Tom Hallett

Personal information
- Full name: Thomas Reginald Hallett
- Date of birth: 10 April 1939 (age 85)
- Place of birth: Glynneath, Wales
- Height: 5 ft 11 in (1.80 m)
- Position(s): Centre half

Youth career
- 1956–1962: Leeds United

Senior career*
- Years: Team / Apps / (Gls)
- 1962–1963: Leeds United / 0 / (0)
- 1963–1966: Swindon Town / 26 / (0)
- 1966–1971: Bradford City / 179 / (2)
- Total:  / 205 / (2)

Managerial career
- 1968: Bradford City (joint caretaker)

= Tom Hallett =

Welsh footballer and coach

Thomas Reginald Hallett (born 10 April 1939) is a Welsh former professional football player and coach.

==Career==
Born in Glynneath, Hallett was a Welsh schoolboy international, and began his career with Leeds United.

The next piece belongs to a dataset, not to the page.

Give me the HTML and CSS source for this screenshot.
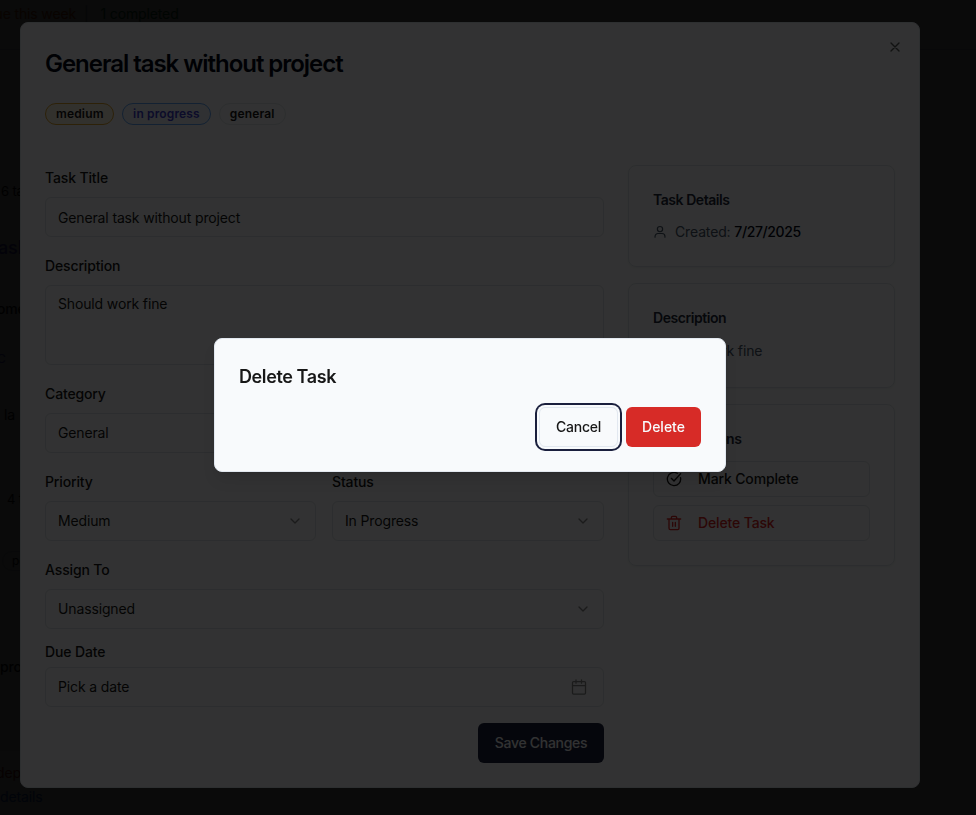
FILE: index.html
```html
<!DOCTYPE html>
<html lang="en">
<head>
<meta charset="utf-8">
<title>Tasks</title>
<link rel="stylesheet" href="styles.css">
</head>
<body>
<main class="page">
  <div class="rule rule-top"></div>
  <div class="rule rule-bottom"></div>
  <span class="bit week">ue this week</span>
  <span class="bit done"><i>|</i>1 completed</span>
  <span class="bit n6">6 ta</span>
  <span class="bit link">ask</span>
  <span class="bit some">ome</span>
  <span class="bit circ">C</span>
  <span class="bit la">la</span>
  <span class="bit n4">4 t</span>
  <span class="bit pill">pe</span>
  <span class="bit pro">pro</span>
  <span class="bit dep">dep</span>
  <span class="bit details">details</span>
</main>
<div class="overlay"></div>
<section class="dialog">
  <svg class="close" viewBox="0 0 24 24"><path d="M18 6 6 18M6 6l12 12"/></svg>
  <h1>General task without project</h1>
  <div class="badges">
    <span class="badge medium">medium</span>
    <span class="badge progress">in progress</span>
    <span class="badge">general</span>
  </div>
  <div class="columns">
    <form class="form">
      <div class="field"><label>Task Title</label><div class="control text">General task without project</div></div>
      <div class="field"><label>Description</label><div class="control area">Should work fine</div></div>
      <div class="field"><label>Category</label><div class="control">General</div></div>
      <div class="pair">
        <div class="field"><label>Priority</label><div class="control">Medium<svg class="chevron" viewBox="0 0 24 24"><path d="m6 9 6 6 6-6"/></svg></div></div>
        <div class="field"><label>Status</label><div class="control">In Progress<svg class="chevron" viewBox="0 0 24 24"><path d="m6 9 6 6 6-6"/></svg></div></div>
      </div>
      <div class="field"><label>Assign To</label><div class="control">Unassigned<svg class="chevron" viewBox="0 0 24 24"><path d="m6 9 6 6 6-6"/></svg></div></div>
      <div class="field date"><label>Due Date</label><div class="control">Pick a date<svg class="calendar" viewBox="0 0 16 16"><rect x="1.5" y="2.5" width="13" height="12.5" rx="1"/><path d="M1.5 6.5h13M5 .8v3.4M10.5 .8v3.4"/></svg></div></div>
      <button class="save" type="button">Save Changes</button>
    </form>
    <aside class="side">
      <div class="card">
        <h2>Task Details</h2>
        <p class="created"><svg viewBox="0 0 24 24"><circle cx="12" cy="7" r="4.5"/><path d="M3.500 21v-1.500a5 5 0 0 1 5-5h7a5 5 0 0 1 5 5v1.500"/></svg>Created: <b>7/27/2025</b></p>
      </div>
      <div class="card desc">
        <h2>Description</h2>
        <p>Should work fine</p>
      </div>
      <div class="card actions">
        <h2>Quick Actions</h2>
        <div class="action"><svg viewBox="0 0 24 24"><path d="M21.800 10A10 10 0 1 1 17 3.340"/><path d="m8 11 4 4L22 4"/></svg>Mark Complete</div>
        <div class="action danger"><svg viewBox="0 0 24 24"><path d="M2 6h20M19.500 6v14a2 2 0 0 1-2 2h-11a2 2 0 0 1-2-2V6M8 6V4a2 2 0 0 1 2-2h4a2 2 0 0 1 2 2v2M10 11v6M14 11v6"/></svg>Delete Task</div>
      </div>
    </aside>
  </div>
</section>
<div class="overlay"></div>
<section class="alert">
  <h3>Delete Task</h3>
  <div class="buttons">
    <button class="cancel" type="button">Cancel</button>
    <button class="delete" type="button">Delete</button>
  </div>
</section>
</body>
</html>
```
FILE: styles.css
```css
* { box-sizing: border-box; }
body {
  margin: 0;
  height: 815px;
  overflow: hidden;
  background: #f8fafc;
  color: #171717;
  font: 400 14px/20px Inter, "Liberation Sans", sans-serif;
  letter-spacing: -.14px;
}
h1, h2, h3, p { margin: 0; }
svg { fill: none; stroke: currentColor; stroke-width: 2; stroke-linecap: round; stroke-linejoin: round; }
button { font: inherit; letter-spacing: inherit; border: 0; padding: 0; }

.page { position: absolute; inset: 0; overflow: hidden; }
.bit { position: absolute; white-space: nowrap; }
.bit i { font-style: normal; margin-right: 12px; color: #94a3b8; }
.week { right: 900px; top: 4px; color: #ea580c; }
.done { left: 84px; top: 4px; color: #15803d; }
.n6 { left: 1px; top: 181px; font-size: 13px; }
.link { left: -2px; top: 238px; font-size: 18px; font-weight: 500; color: #4f46e5; }
.some { left: -3px; top: 299px; font-weight: 500; }
.circ { left: -3px; top: 349px; font-size: 12px; color: #4f46e5; }
.la { left: 4px; top: 405px; }
.n4 { left: 7px; top: 489px; font-size: 13px; }
.pill { left: 2px; top: 551px; padding: 0 9px; border: 1px solid #cbd5e1; border-radius: 10px; font-size: 12px; line-height: 18px; }
.pro { left: 0; top: 657px; font-weight: 500; }
.dep { left: -4px; top: 763px; color: #b91c1c; }
.details { left: 0; top: 787px; color: #2563eb; }
.rule { position: absolute; left: 0; right: 0; }
.rule-top { top: 49px; border-top: 1px solid #cbd5e1; }
.rule-bottom { top: 740px; right: 900px; height: 11px; background: #dfe3e8; }

.overlay { position: fixed; inset: 0; background: rgba(0, 0, 0, .8); }

.dialog {
  position: absolute;
  left: 20px;
  top: 22px;
  width: 900px;
  height: 766px;
  padding: 24px;
  border: 1px solid #e2e8f0;
  border-radius: 8px;
  background: #f8fafc;
}
.close { position: absolute; right: 16px; top: 16px; width: 16px; height: 16px; opacity: .7; }
h1 { height: 32px; font-size: 24px; line-height: 34px; font-weight: 600; letter-spacing: -1.04px; color: #020817; }
.badges { display: flex; gap: 8px; margin-top: 24px; }
.badge { height: 22px; padding: 0 10px; border: 1px solid #dfe4ea; border-radius: 11px; font-size: 12px; line-height: 20px; font-weight: 600; letter-spacing: .15px; }
.medium { padding: 0 9.5px 0 10px; background: #fbf3e2; border-color: #dfa52c; }
.progress { background: #eff6ff; border-color: #60a5fa; color: #3f3fd0; }

.columns { display: flex; gap: 24px; margin-top: 40px; }
.form { width: 559px; display: flex; flex-direction: column; gap: 16px; }
.field { min-width: 0; }
.field label { display: block; height: 32px; line-height: 26px; font-weight: 500; }
.control {
  display: flex;
  align-items: center;
  height: 40px;
  padding: 0 12px;
  border: 1px solid #dce1e8;
  border-radius: 6px;
}
.text { padding-top: 2px; }
.area { height: 80px; padding-top: 8px; align-items: flex-start; }
.pair { display: grid; grid-template-columns: 271px 272px; gap: 16px; }
.chevron { width: 16px; height: 16px; margin-left: auto; opacity: .5; }
.date { margin-top: -2px; }
.date label { height: 24px; line-height: 18px; }
.calendar { width: 16px; height: 16px; margin: 0 4px 0 auto; opacity: .5; stroke-width: 1.25; }
.save { align-self: flex-end; width: 126px; height: 40px; border-radius: 6px; background: #1a1f3d; color: #f8fafc; font-weight: 500; letter-spacing: -.3px; }

.side { flex: 1; display: flex; flex-direction: column; gap: 16px; }
.card { height: 102px; padding: 24px; border: 1px solid #dce1e8; border-radius: 8px; color: #475569; box-shadow: 0 1px 2px rgba(0, 0, 0, .05); }
.card h2 { font-size: 14px; line-height: 20px; font-weight: 600; letter-spacing: -.45px; color: #1e293b; }
.created { display: flex; align-items: center; margin-top: 12px; white-space: pre; }
.created svg { width: 14px; height: 14px; margin-right: 8px; }
.created b { font-weight: 500; letter-spacing: -.4px; color: #020617; }
.desc { height: 105px; }
.desc p { margin-top: 13px; }
.actions { height: 162px; }
.card.actions h2 { margin-bottom: 12px; }
.action { display: flex; align-items: center; height: 36px; margin-bottom: 8px; padding: 0 12px; border: 1px solid #dce1e8; border-radius: 6px; font-weight: 500; color: #171717; }
.action svg { width: 16px; height: 16px; margin-right: 16px; }
.danger { color: #dc2626; }

.alert {
  position: absolute;
  left: 214px;
  top: 338px;
  width: 512px;
  height: 134px;
  padding: 24px;
  border: 1px solid #e2e8f0;
  border-radius: 8px;
  background: #f8fafc;
  box-shadow: 0 10px 15px -3px rgba(0, 0, 0, .1), 0 4px 6px -4px rgba(0, 0, 0, .1);
}
.alert h3 { font-size: 18px; line-height: 28px; font-weight: 600; letter-spacing: -.4px; }
.buttons { display: flex; justify-content: flex-end; gap: 8px; margin-top: 16px; }
.buttons button { height: 40px; border-radius: 6px; font-weight: 500; }
.cancel { width: 79px; border: 1px solid #e2e8f0; background: #f8fafc; color: #171717; letter-spacing: -.25px; box-shadow: 0 0 0 2px #f8fafc, 0 0 0 4px #1a1f3d; }
.buttons .delete { width: 75px; background: #d72b27; color: #f8fafc; letter-spacing: 0; }
```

He turned professional in 1956 but made only one first-team appearance, in a League Cup game in 1962. He moved to Swindon Town in 1963, making 26 appearances in the English Football League over three seasons. His final team was Bradford City, where he made 179 league appearances, before retiring in 1971. In 1968, he also served as joint caretaker manager of Bradford City, alongside Jim McAnearney, following the death of Grenville Hair.